_Extracted records:_
◆ ◆ ◆

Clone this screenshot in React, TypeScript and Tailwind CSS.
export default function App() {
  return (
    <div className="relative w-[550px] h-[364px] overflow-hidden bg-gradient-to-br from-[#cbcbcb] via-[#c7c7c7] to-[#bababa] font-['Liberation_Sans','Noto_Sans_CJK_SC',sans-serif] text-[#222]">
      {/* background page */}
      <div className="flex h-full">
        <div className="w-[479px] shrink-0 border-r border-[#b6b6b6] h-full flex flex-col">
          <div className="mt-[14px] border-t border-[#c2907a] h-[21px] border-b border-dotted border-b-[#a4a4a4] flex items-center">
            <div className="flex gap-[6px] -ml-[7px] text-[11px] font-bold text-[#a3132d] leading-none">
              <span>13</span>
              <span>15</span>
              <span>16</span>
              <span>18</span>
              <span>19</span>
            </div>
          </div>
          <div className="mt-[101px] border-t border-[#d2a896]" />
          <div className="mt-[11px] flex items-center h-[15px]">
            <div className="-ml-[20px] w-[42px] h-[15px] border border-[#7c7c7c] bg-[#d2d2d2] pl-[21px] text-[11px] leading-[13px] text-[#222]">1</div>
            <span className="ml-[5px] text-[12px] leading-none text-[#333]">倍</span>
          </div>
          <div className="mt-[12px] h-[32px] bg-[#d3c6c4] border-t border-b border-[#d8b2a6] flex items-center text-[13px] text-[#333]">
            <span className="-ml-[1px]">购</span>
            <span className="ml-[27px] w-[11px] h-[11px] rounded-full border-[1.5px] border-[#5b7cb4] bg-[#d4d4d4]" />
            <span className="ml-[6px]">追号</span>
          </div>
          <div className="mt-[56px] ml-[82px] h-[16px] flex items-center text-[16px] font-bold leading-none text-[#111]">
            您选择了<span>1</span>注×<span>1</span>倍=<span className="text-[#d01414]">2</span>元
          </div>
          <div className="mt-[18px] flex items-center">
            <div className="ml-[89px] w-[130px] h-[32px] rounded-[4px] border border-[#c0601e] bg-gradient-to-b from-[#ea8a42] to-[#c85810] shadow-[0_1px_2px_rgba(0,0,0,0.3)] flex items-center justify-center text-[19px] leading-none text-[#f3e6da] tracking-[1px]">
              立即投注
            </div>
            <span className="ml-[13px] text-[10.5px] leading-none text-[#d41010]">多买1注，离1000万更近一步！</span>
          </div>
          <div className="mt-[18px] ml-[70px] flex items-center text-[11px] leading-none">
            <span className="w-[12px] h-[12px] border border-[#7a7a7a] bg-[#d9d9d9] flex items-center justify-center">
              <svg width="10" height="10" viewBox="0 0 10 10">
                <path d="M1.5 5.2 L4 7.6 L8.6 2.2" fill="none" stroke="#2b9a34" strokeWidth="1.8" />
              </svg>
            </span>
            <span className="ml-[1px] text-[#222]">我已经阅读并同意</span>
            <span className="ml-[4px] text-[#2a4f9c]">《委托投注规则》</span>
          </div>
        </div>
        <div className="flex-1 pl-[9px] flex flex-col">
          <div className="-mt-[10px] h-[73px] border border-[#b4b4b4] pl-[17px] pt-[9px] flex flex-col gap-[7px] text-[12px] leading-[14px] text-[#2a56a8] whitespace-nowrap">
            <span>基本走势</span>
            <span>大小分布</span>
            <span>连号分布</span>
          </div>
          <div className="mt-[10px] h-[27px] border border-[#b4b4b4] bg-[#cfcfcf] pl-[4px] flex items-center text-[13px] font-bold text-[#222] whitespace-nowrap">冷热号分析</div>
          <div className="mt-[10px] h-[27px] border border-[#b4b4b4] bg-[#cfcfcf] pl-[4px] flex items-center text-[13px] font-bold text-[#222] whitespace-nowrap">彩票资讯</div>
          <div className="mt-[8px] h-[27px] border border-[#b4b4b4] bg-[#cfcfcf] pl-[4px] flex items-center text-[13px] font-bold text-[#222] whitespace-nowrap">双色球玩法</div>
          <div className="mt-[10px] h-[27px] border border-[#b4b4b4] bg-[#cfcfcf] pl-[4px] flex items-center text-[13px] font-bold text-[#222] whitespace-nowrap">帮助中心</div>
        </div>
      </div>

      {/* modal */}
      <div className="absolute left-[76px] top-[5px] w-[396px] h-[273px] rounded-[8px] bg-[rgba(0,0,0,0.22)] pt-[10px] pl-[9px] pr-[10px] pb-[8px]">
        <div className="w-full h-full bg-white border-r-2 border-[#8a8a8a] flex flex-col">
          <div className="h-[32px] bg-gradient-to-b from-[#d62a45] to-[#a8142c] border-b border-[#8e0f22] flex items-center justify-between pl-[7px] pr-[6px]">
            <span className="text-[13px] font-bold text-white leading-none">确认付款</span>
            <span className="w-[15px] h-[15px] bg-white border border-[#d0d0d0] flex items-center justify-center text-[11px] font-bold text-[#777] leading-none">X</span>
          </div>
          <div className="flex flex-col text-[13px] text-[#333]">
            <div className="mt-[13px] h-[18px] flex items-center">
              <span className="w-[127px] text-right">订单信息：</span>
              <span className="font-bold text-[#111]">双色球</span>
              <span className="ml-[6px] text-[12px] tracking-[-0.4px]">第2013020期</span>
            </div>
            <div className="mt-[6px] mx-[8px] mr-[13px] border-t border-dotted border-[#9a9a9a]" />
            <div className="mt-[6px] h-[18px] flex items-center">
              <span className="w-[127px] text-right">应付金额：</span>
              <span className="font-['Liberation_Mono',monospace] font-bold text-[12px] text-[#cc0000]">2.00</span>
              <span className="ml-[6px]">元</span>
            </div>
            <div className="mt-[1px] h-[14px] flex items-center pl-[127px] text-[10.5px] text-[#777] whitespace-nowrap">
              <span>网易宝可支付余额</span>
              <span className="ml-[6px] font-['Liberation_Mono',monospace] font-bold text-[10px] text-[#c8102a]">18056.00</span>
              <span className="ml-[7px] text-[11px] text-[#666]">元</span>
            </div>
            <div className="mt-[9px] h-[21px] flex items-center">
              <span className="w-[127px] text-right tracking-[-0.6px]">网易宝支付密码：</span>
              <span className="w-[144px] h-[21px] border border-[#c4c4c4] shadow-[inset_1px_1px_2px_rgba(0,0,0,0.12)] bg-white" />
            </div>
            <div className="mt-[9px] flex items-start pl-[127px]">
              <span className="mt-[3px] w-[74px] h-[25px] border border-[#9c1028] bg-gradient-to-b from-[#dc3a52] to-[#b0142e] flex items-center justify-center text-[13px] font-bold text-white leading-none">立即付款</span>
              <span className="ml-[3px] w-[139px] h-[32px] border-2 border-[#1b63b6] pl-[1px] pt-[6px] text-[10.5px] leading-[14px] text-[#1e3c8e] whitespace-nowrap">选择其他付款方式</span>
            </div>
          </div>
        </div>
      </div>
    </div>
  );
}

◆ ◆ ◆

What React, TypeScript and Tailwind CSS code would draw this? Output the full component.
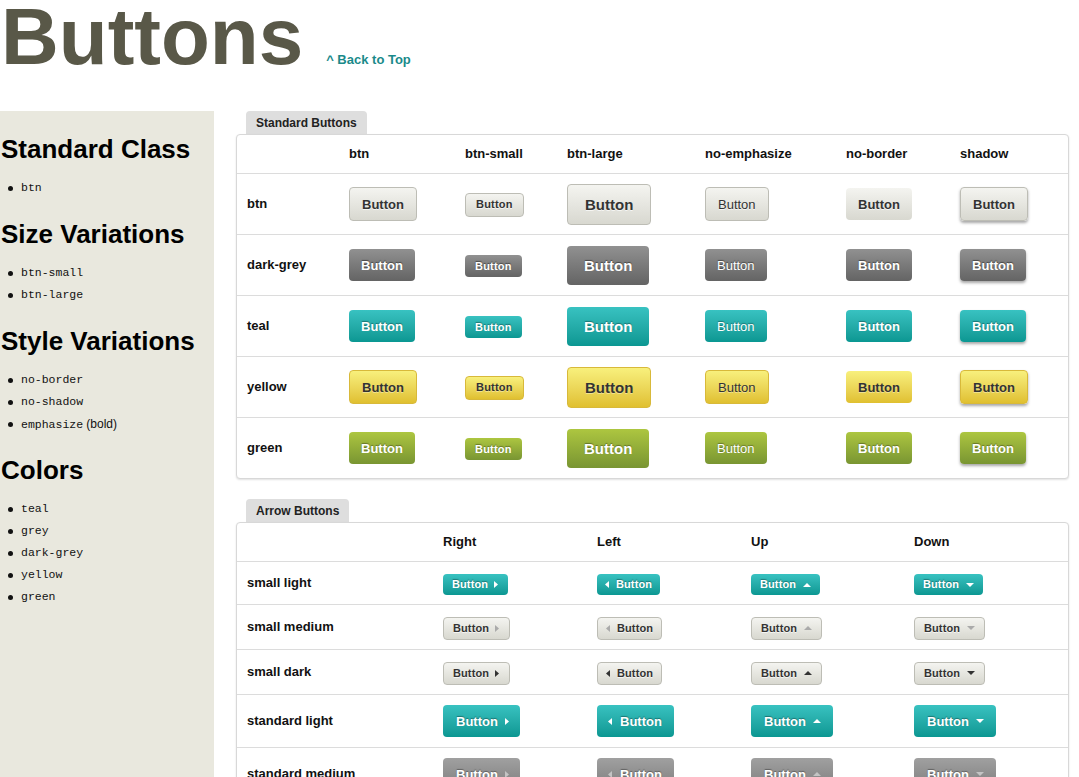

◆ ◆ ◆

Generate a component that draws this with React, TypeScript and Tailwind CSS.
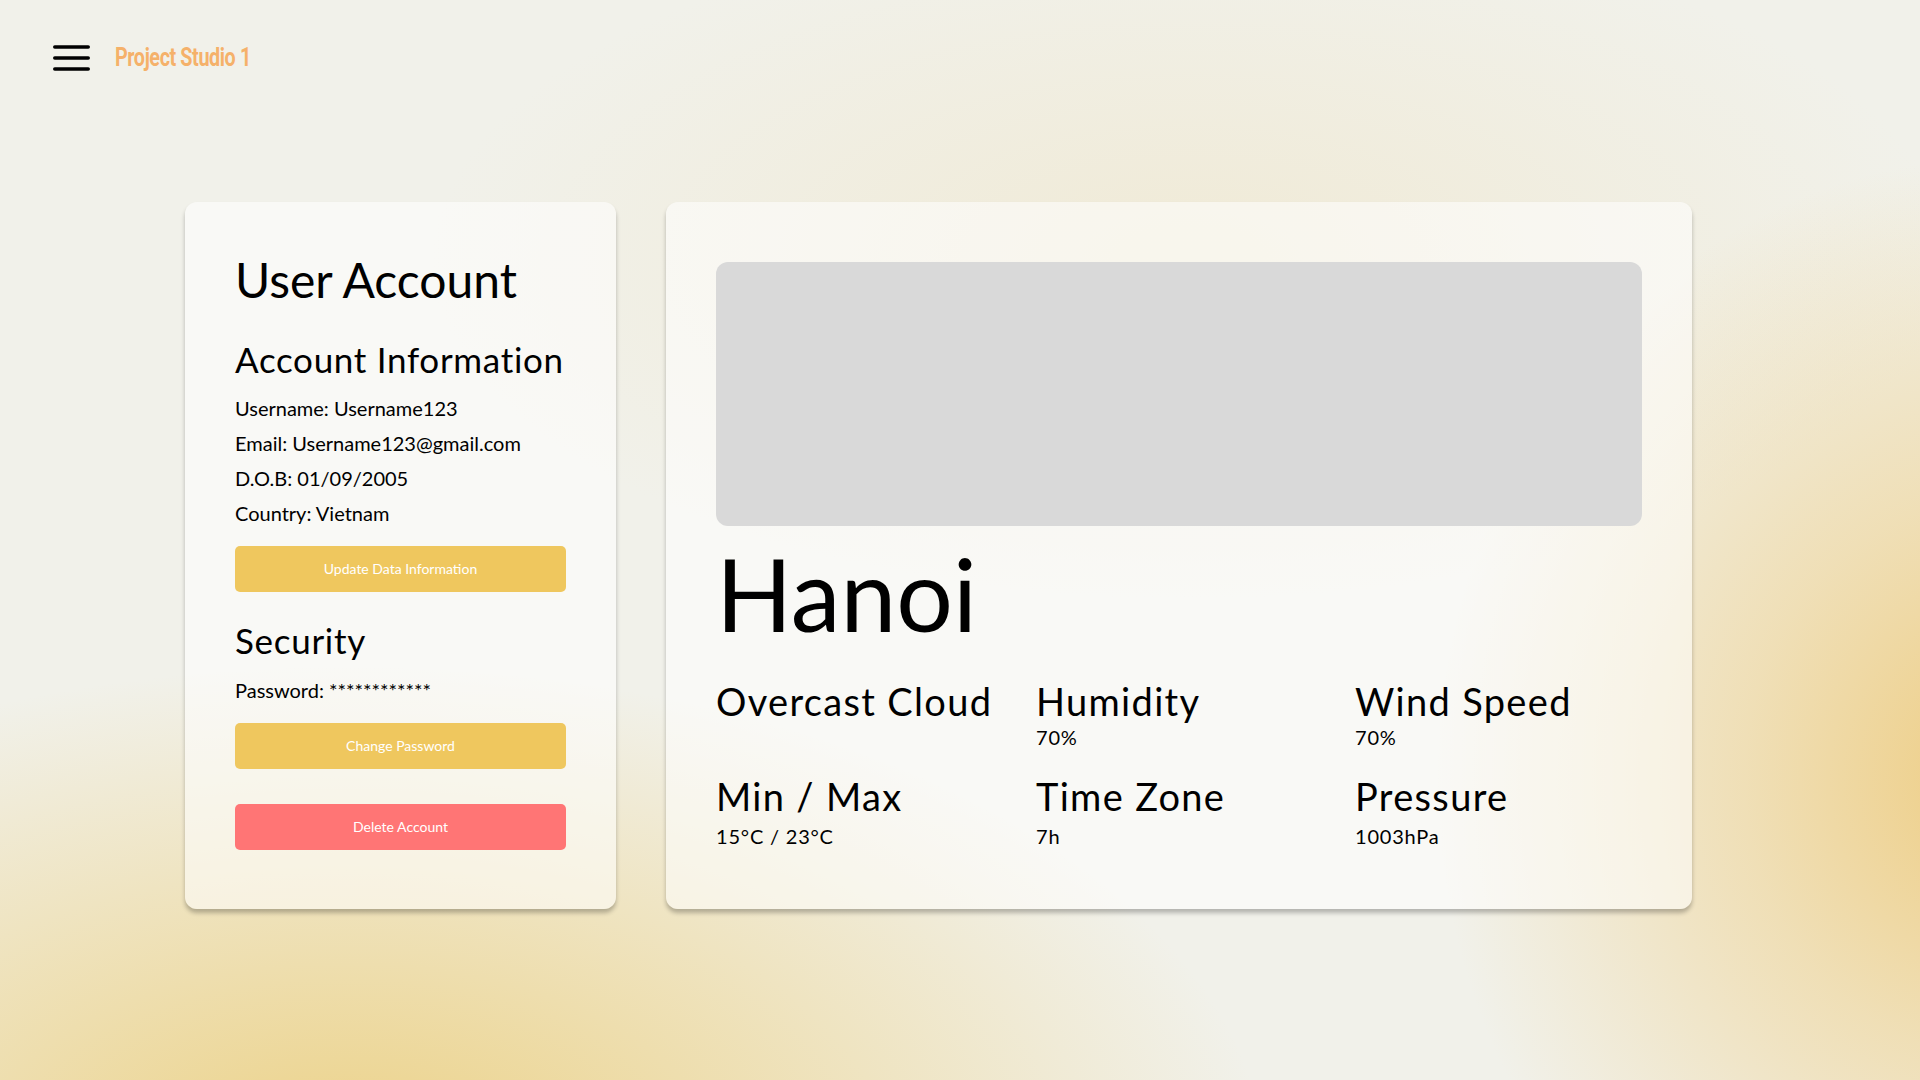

◆ ◆ ◆

_What you will do:_ Copy each line containing the word "React" from the data.

_Solution to this problem:_
Clone this screenshot in React, TypeScript and Tailwind CSS.
What React, TypeScript and Tailwind CSS code would draw this? Output the full component.
Generate a component that draws this with React, TypeScript and Tailwind CSS.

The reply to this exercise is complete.